Кот-обормот
Уехал верный рыцарь мой
Пятнадцать лет назад,
Но на прощанье я ему
Заворожила взгляд.
За сотни рек, за сотни гор,
Направив бег коня,
Во всех красавицах с тех пор
Он узнает меня.(2)...
Карточка была очень красивая: тёмно-розовая с серебром. Только
Анька могла умудриться отыскать среди моря розовых оттенков такой
симпатичный и где-то даже корректный.
«Анна Иванова и Алексей Петров приглашают Вас на своё
бракосочетание. Церемония состоится 26 апреля в ...», - дальше Гета
читать не стала. Почему-то текст расплывался и двоился, а на душе
стало так тоскливо и муторно, что даже привычная, на автомате,
личная шутка: «Хорошо хоть я не Сидорова» настроение не улучшила ни
на нанограмм.
Гета встала с дивана в гостиной, где собиралась посмотреть
какой-нибудь фильм на большом телевизоре и утопала в спальню. Там
плюхнулась в кресло и свернулась в «скатку», как обычно называл её
позу дед-военный. В свои двадцать семь Гета была гибкой, как
какая-нибудь «художественная» гимнастка лет четырнадцати. Пристроив
подбородок на коленки и крепко обхватив их руками, девушка
попыталась успокоиться.
Она всё никак не могла понять, почему у них с Лёшкой не
заладилось. Гета с Лёшкой дружили с пятого класса, когда Лёшкина
семья переехала из Курска и Лёшка пришёл учиться в Гетин класс.
Мама Лёшки устроилась преподавателем на одну кафедру с Гетиной
мамой, в Университет иностранных языков. И отношения между обеими
семьями, Петровыми и Филимоновыми очень быстро стали самыми
дружескими А «мелких», Лёшку с Гетой, даже три раза вдвоём
отправляли на лето к Лёшкиной бабушке, в Курск. Хорошее было время.

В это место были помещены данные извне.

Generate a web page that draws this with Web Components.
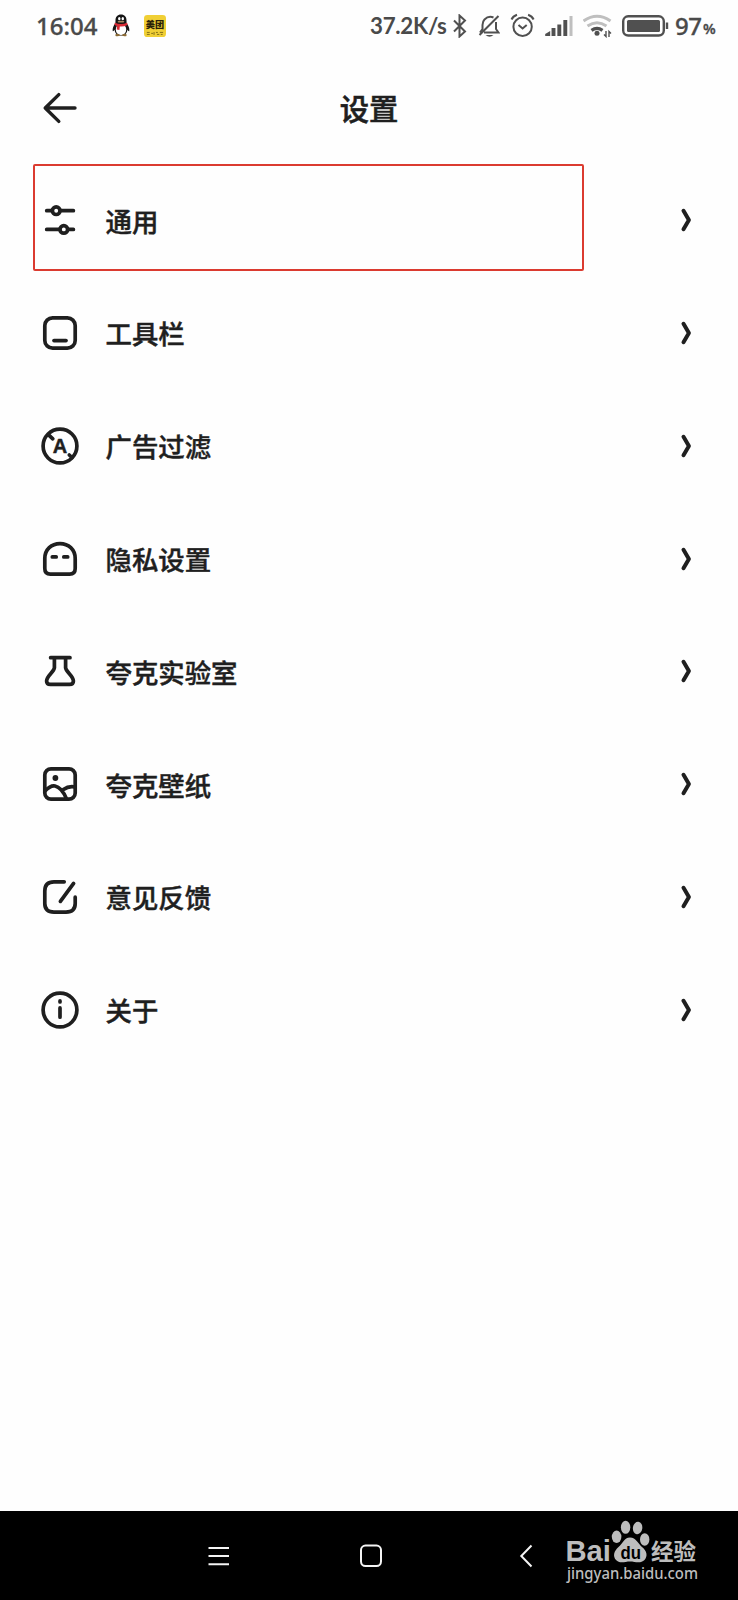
<!DOCTYPE html>
<html lang="zh-CN">
<head>
<meta charset="utf-8">
<title>设置</title>
<style>
  body {
    margin: 0;
    background: #fefefe;
    color: #1f1f1f;
    font-family: "Noto Sans CJK SC", sans-serif;
  }
</style>
</head>
<body>
<settings-page>
  <status-bar slot="status">
    <span slot="time">16:04</span>
    <span slot="speed">37.2K/s</span>
    <span slot="battery">97</span>
  </status-bar>
  <page-header slot="header">设置</page-header>
  <setting-row icon="sliders" marked>通用</setting-row>
  <setting-row icon="toolbar">工具栏</setting-row>
  <setting-row icon="adblock">广告过滤</setting-row>
  <setting-row icon="ghost">隐私设置</setting-row>
  <setting-row icon="flask">夸克实验室</setting-row>
  <setting-row icon="wallpaper">夸克壁纸</setting-row>
  <setting-row icon="feedback">意见反馈</setting-row>
  <setting-row icon="about">关于</setting-row>
  <nav-bar slot="nav"><jingyan-logo></jingyan-logo></nav-bar>
</settings-page>

<script>
const ICONS = {
  sliders: `
    <path d="M6.7 10.7H11.5M21 10.7H33.4M6.7 29.4H19M28.5 29.4H33.4"/>
    <circle cx="16.2" cy="10.7" r="3.8"/>
    <circle cx="23.8" cy="29.4" r="3.8"/>`,
  toolbar: `
    <rect x="4.8" y="4.8" width="30.4" height="30.4" rx="7.8"/>
    <path d="M14 27.6H26"/>`,
  adblock: `
    <circle cx="20" cy="20" r="16.9"/>
    <path d="M8.6 8.8L12.8 12.8M29.3 29L32 31.5"/>
    <text x="20" y="27.2" text-anchor="middle">A</text>`,
  ghost: `
    <path d="M4.8 19.5C4.8 10.5 11.5 4.6 20 4.6S35.2 10.5 35.2 19.5V29.6Q35.2 35.2 29.6 35.2H10.4Q4.8 35.2 4.8 29.6Z"/>
    <path d="M12.3 17.9H16.2M23.8 17.9H27.7"/>`,
  flask: `
    <path d="M10.6 6.7H30M14.4 6.7V16.8C14 20.800 6.600 25 6.600 30Q6.600 33.400 10.400 33.400H29.600Q33.400 33.400 33.400 30C33.400 25 26 20.800 25.600 16.800V6.700"/>`,
  wallpaper: `
    <rect x="4.8" y="4.8" width="30.4" height="30.4" rx="6.2"/>
    <path d="M5 27C8.6 23.2 12 21.4 15 22C20 23 23.6 28 26.4 34.6M23.4 25.6C26.4 23.4 30 22 35 23"/>
    <circle cx="15.4" cy="14" r="2.9" class="dot"/>`,
  feedback: `
    <path d="M24.2 4.8H14Q4.8 4.8 4.8 14V26.6Q4.8 35.2 14 35.2H26Q35.2 35.2 35.2 26.6V20.2M33.6 6.4L20.4 24.4"/>`,
  about: `
    <circle cx="20" cy="20" r="16.9"/>
    <path d="M20 10.9V11.9M20 17.9V27.2"/>`
};

class SettingsPage extends HTMLElement {
  constructor() {
    super();
    this.attachShadow({ mode: 'open' });
  }

  connectedCallback() {
    this.shadowRoot.innerHTML = `
      <style>
        :host {
          display: flex;
          flex-direction: column;
          height: 1600px;
          width: 738px;
        }
        main {
          flex: 1;
          display: flex;
          flex-direction: column;
          padding-top: 12.8px;
        }
      </style>
      <slot name="status"></slot>
      <slot name="header"></slot>
      <main><slot></slot></main>
      <slot name="nav"></slot>
    `;
  }
}

class StatusBar extends HTMLElement {
  constructor() {
    super();
    this.attachShadow({ mode: 'open' });
  }

  connectedCallback() {
    this.shadowRoot.innerHTML = `
      <style>
        :host {
          display: flex;
          align-items: center;
          height: 51px;
          padding: 0 22px 0 36px;
          box-sizing: border-box;
          color: #4a4a4a;
          font: 500 24px/50px "Noto Sans", sans-serif;
          -webkit-text-stroke: 0.300px #4a4a4a;
        }
        svg { flex: none; fill: none; stroke: #505050; stroke-width: 2; -webkit-text-stroke: 0; }
        svg.app { stroke: none; }
        .time { width: 76px; }
        .apps { flex: 1; display: flex; gap: 14px; align-items: center; }
        .speed {
          width: 81px;
          font: 700 22.300px/50px Lato, sans-serif;
          letter-spacing: -0.300px;
          -webkit-text-stroke: 0;
        }
        .icons { display: flex; gap: 10px; align-items: center; }
        .battery { width: 28px; margin-left: 5px; letter-spacing: -0.600px; }
        .percent { width: 13px; font-size: 14.500px; padding-top: 4px; font-weight: 600; }
        .faint { stroke: #bfbfbf; stroke-width: 3; }
        .solid { fill: #505050; stroke: none; }
      </style>
      <div class="time"><slot name="time"></slot></div>
      <div class="apps">
        <svg class="app" width="18" height="23" viewBox="0 0 18 23">
          <path fill="#151515" d="M9 .5C5.500 .5 3.400 3 3.500 6.500L3.400 9C1.500 11.500 .3 14.500 .7 17C1 17.600 2 16.800 2.600 15.800C3 20 6 21.500 9 21.500S15 20 15.400 15.800C16 16.800 17 17.600 17.300 17C17.700 14.500 16.500 11.500 14.600 9L14.500 6.500C14.600 3 12.500 .5 9 .5Z"/>
          <ellipse cx="9" cy="15.500" rx="5.200" ry="5.600" fill="#fff"/>
          <path d="M2.800 8.700Q9 11.500 15.200 8.700L15.500 11Q11.500 13 7.800 12.500L7.400 16L4.800 15.500L5 12Q3.500 11.500 2.500 10.800Z" fill="#d82b35"/>
          <ellipse cx="7.300" cy="4.700" rx="1.200" ry="1.600" fill="#fff"/>
          <ellipse cx="10.800" cy="4.700" rx="1.200" ry="1.600" fill="#fff"/>
          <ellipse cx="9" cy="7.700" rx="3.300" ry=".9" fill="#a98a62"/>
          <path d="M3.500 20.300Q5.500 19 8.500 21.200Q6 23 3.500 22ZM14.500 20.300Q12.500 19 9.500 21.200Q12 23 14.500 22Z" fill="#8a6a35"/>
        </svg>
        <svg class="app" width="22" height="22" viewBox="0 0 23 23">
          <rect width="23" height="23" rx="3.500" fill="#f0cf35"/>
          <text x="11.500" y="13.300" text-anchor="middle" fill="#2a2208" font-family="Noto Sans CJK SC" font-weight="900" font-size="9.600">美团</text>
          <path d="M3 18.200H6M3 20.300H6M7.500 19.200H9.500M10.500 17.800V20.800M12.500 18.200H14.500M13.500 20.300H16M16.500 18.200H20M17.500 20.300H19.500" stroke="#806c16" stroke-width="1"/>
        </svg>
      </div>
      <div class="speed"><slot name="speed"></slot></div>
      <div class="icons">
        <svg width="16" height="24" viewBox="451 13 16 24"><path d="M454 19.500L465 30.500L459.500 35.500V14.500L465 19.500L454 30.500"/></svg>
        <svg width="23" height="24" viewBox="477.500 13 23 24">
          <path d="M480 34L499 15M494 16.500Q489 14.500 485 18.500Q483 20.500 483 24V28L480.500 31.500M484.500 31.500H499L496.500 28V21"/>
          <path class="solid" d="M486 34H494Q490 37.500 486 34Z"/>
        </svg>
        <svg width="25" height="25" viewBox="510 13 25 25">
          <circle cx="522.600" cy="26.700" r="9.200"/>
          <path d="M518.500 25L522.600 28.500L526.700 25M511.500 19.500Q513 16.200 517 14.800M533.600 19.500Q532.100 16.200 528.100 14.800"/>
        </svg>
        <svg width="28" height="20" viewBox="544.800 15 28 20">
          <path class="solid" d="M545 35V33L550 30V35Z"/>
          <path d="M553.300 35V27M559.100 35V23.500M565.100 35V19" style="stroke-width:3.900"/>
          <path class="faint" d="M570.800 35V15"/>
        </svg>
        <svg width="29" height="24" viewBox="583 14 29 24">
          <path class="faint" d="M583.500 21Q597 11.500 610.500 21M587.500 26Q597 19.500 606.500 26"/>
          <path d="M591.500 30.300Q597 26.500 602.500 30.300" style="stroke-width:3.300"/>
          <circle class="solid" cx="597" cy="33.300" r="2.500"/>
          <path d="M606 31V36.500L604 34.500M609 37V31.500L611 33.500" style="stroke-width:1.400"/>
        </svg>
        <svg width="48" height="22" viewBox="622 14.500 48 22">
          <rect x="623.200" y="15.800" width="40.600" height="19.200" rx="5" style="stroke-width:2.400"/>
          <rect class="solid" x="627" y="19.400" width="33" height="12" rx="1.500"/>
          <path d="M667 22V28.500" style="stroke-width:2.400"/>
        </svg>
      </div>
      <div class="battery"><slot name="battery"></slot></div>
      <div class="percent">%</div>
    `;
  }
}

class PageHeader extends HTMLElement {
  constructor() {
    super();
    this.attachShadow({ mode: 'open' });
  }

  connectedCallback() {
    this.shadowRoot.innerHTML = `
      <style>
        :host {
          display: grid;
          grid-template-columns: 1fr auto 1fr;
          align-items: center;
          height: 100px;
          padding: 0 42px;
        }
        svg { margin-top: 14px; }
        h1 {
          margin: 12px 0 0;
          font-size: 29.300px;
          line-height: 44px;
          font-weight: 500;
          -webkit-text-stroke: 0.600px #1f1f1f;
        }
      </style>
      <svg width="36" height="32" viewBox="0 0 36 32" fill="none" stroke="#1f1f1f" stroke-width="3.400" stroke-linecap="round" stroke-linejoin="round">
        <path d="M16.800 2.600L3.200 16L16.800 29.400M3.200 16H33"/>
      </svg>
      <h1><slot></slot></h1>
    `;
  }
}

class SettingRow extends HTMLElement {
  constructor() {
    super();
    this.attachShadow({ mode: 'open' });
  }

  connectedCallback() {
    const mark = this.hasAttribute('marked') ? '<div class="mark"></div>' : '';
    this.shadowRoot.innerHTML = `
      <style>
        :host {
          display: flex;
          align-items: center;
          position: relative;
          height: 112.800px;
          padding: 0 46px 0 40px;
          font-size: 26.400px;
          font-weight: 500;
          line-height: 40px;
        }
        svg {
          flex: none;
          fill: none;
          stroke: #1f1f1f;
          stroke-width: 3.700;
          stroke-linecap: round;
          stroke-linejoin: round;
        }
        .dot { fill: #1f1f1f; stroke: none; }
        text {
          fill: #1f1f1f;
          stroke: #1f1f1f;
          stroke-width: 0.500;
          font: bold 20px "Liberation Sans", sans-serif;
        }
        .label {
          flex: 1;
          margin-left: 25.500px;
          padding-top: 1px;
          -webkit-text-stroke: 0.450px #1f1f1f;
        }
        .chevron { stroke-width: 4; }
        /* red frame drawn over the row */
        .mark {
          position: absolute;
          left: 33px;
          top: 0;
          width: 547px;
          height: 103px;
          border: 2px solid #db3b30;
          border-radius: 2px;
        }
      </style>
      <svg width="40" height="40" viewBox="0 0 40 40">${ICONS[this.getAttribute('icon')]}</svg>
      <div class="label"><slot></slot></div>
      <svg class="chevron" width="12" height="26" viewBox="0 0 12 26"><path d="M3.500 3.800L8.900 13L3.500 22.200"/></svg>
      ${mark}
    `;
  }
}

class NavBar extends HTMLElement {
  constructor() {
    super();
    this.attachShadow({ mode: 'open' });
  }

  connectedCallback() {
    this.shadowRoot.innerHTML = `
      <style>
        :host {
          display: flex;
          align-items: center;
          position: relative;
          height: 89px;
          background: #000;
        }
        svg { fill: none; stroke: #f4f4f4; stroke-width: 2; }
        .menu { margin-left: 207px; }
        .home { margin-left: 129px; }
        .back { margin-left: 136px; }
        ::slotted(*) {
          position: absolute;
          left: 560px;
          top: 4px;
        }
      </style>
      <svg class="menu" width="23" height="24" viewBox="0 0 23 24"><path d="M1.500 4H22M1.500 12H22M1.500 20.300H22"/></svg>
      <svg class="home" width="24" height="24" viewBox="0 0 24 24"><rect x="2" y="1.600" width="20" height="20.500" rx="4.500"/></svg>
      <svg class="back" width="16" height="24" viewBox="0 0 16 24"><path d="M12.500 1.500L2.300 12L12.500 22.500"/></svg>
      <slot></slot>
    `;
  }
}

class JingyanLogo extends HTMLElement {
  constructor() {
    super();
    this.attachShadow({ mode: 'open' });
  }

  connectedCallback() {
    this.shadowRoot.innerHTML = `
      <style>
        :host { display: block; }
        svg { display: block; overflow: visible; fill: #bdbdbd; }
        .latin { font: bold 29px "Liberation Sans", sans-serif; }
        .du { font: bold 19px "Liberation Sans", sans-serif; fill: #000; }
        .cjk { font: 700 23px "Noto Sans CJK SC", sans-serif; }
        .site { font: 500 17px "Noto Sans", sans-serif; }
      </style>
      <svg width="150" height="81" viewBox="560 1515 150 81">
        <text class="latin" x="565.500" y="1561" textLength="45.500" lengthAdjust="spacingAndGlyphs">Bai</text>
        <ellipse cx="616.600" cy="1536.800" rx="4.800" ry="6.200"/>
        <ellipse cx="625.600" cy="1527.300" rx="4.700" ry="6.500"/>
        <ellipse cx="637.600" cy="1528" rx="4.700" ry="6.300" transform="rotate(8 637.600 1528)"/>
        <ellipse cx="644.700" cy="1539.500" rx="4.700" ry="6.200"/>
        <path d="M630 1537.500C636 1537.500 638.500 1544 642 1547C647 1551 648 1556 644.500 1560C640.500 1564 635 1561.500 630 1561.500S619.500 1564 616 1560C612.500 1556 614 1551 618.500 1547C622.500 1544 624 1537.500 630 1537.500Z"/>
        <text class="du" x="620.500" y="1559" textLength="20.500" lengthAdjust="spacingAndGlyphs">du</text>
        <text class="cjk" x="651" y="1559.500" textLength="45" lengthAdjust="spacingAndGlyphs">经验</text>
        <text class="site" x="567" y="1579" textLength="131" lengthAdjust="spacingAndGlyphs">jingyan.baidu.com</text>
      </svg>
    `;
  }
}

customElements.define('settings-page', SettingsPage);
customElements.define('status-bar', StatusBar);
customElements.define('page-header', PageHeader);
customElements.define('setting-row', SettingRow);
customElements.define('nav-bar', NavBar);
customElements.define('jingyan-logo', JingyanLogo);
</script>
</body>
</html>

Гета помогала с Петькой, когда он родился. Сам Лёшка братца обожал,
но стоило тому захныкать, впадал в ступор — боялся, что он такой
весь большой эту молекулу повредит. Так и жили, дружили семьями,
Гета опомнилась только на втором курсе Университета, где училась на
преподавателя французского, и, заодно испанского и английского плюс
китайский — факультативно. Где познакомила одногруппницу Анечку,
прилипшую к Гете, как банный лист, с Лёшкой. Лучший друг детства
учился в другом Университете на медицинском факультете, но
регулярно навешал бывшую одноклассницу…
Тогда, к концу второго курса, Гета поняла, что Лёшка для неё не
брат, точнее - никакой не брат. Но вклинить в белобрысую Лёшкину
голову эту нехитрую «мыслю» у Геты не получилось. Ни на втором
курсе, ни до конца учёбы, ни потом, тем более что Лёшкина, в прямом
и переносном смысле светлая голова, оказалась по макушку в
медицинских проблемах. Мало того, что медики, в отличие от
нормальных людей, не пять лет учатся, а шесть, плюс ординатура плюс
море всего. Для неё, Геты, из этих плюсов вырисовывался один
сплошной жирный минус. Лёшка, почему-то погрустнев глазами, стал
называть Гету сестрицей, сначала редко, потом чаще. Правда, зверел,
когда его знакомые парни, не разобравшись в
дружественно-родственных связях в их, со стороны казавшейся дружной
тройке, просили познакомить с красавицей-сестрой Полей и уверяли,
что с самыми серьёзными намерениями. Типа посидеть в кафе или в
кино сходить.
Нет, Анечка была тоже привлекательной, пожалуй, даже вызывающе
хорошенькой: изящное личико со слегка, в меру, заострённым
подбородком. Этаким сердечком. Голубые глаза, розовые губки,
светло-русые волосы. Точёная фигурка аккурат сорок третьего,
официально не существующего, размера. Невысокая, но и не маленькая
с Венеру Милосскую ростом(3). Гета же была не типичной русской
красавицей — высокая, крепкая, с ясными серыми глазами под тёмными
бровями, лежащими ровной дугой. С красивой формы небольшим ртом и
яркими полными губами. С шикарной, в руку толщиной, косищей до
попы. Нетипичным был только цвет волос. Гета была рыжей, примерно,
как апельсин. То есть рыжие на Руси не редкость. Но вот
Марьи-царевны, Царь-девицы и прочие Василисы были подряд
русоволосыми, в крайнем случае — с золотисто-пшеничными косами.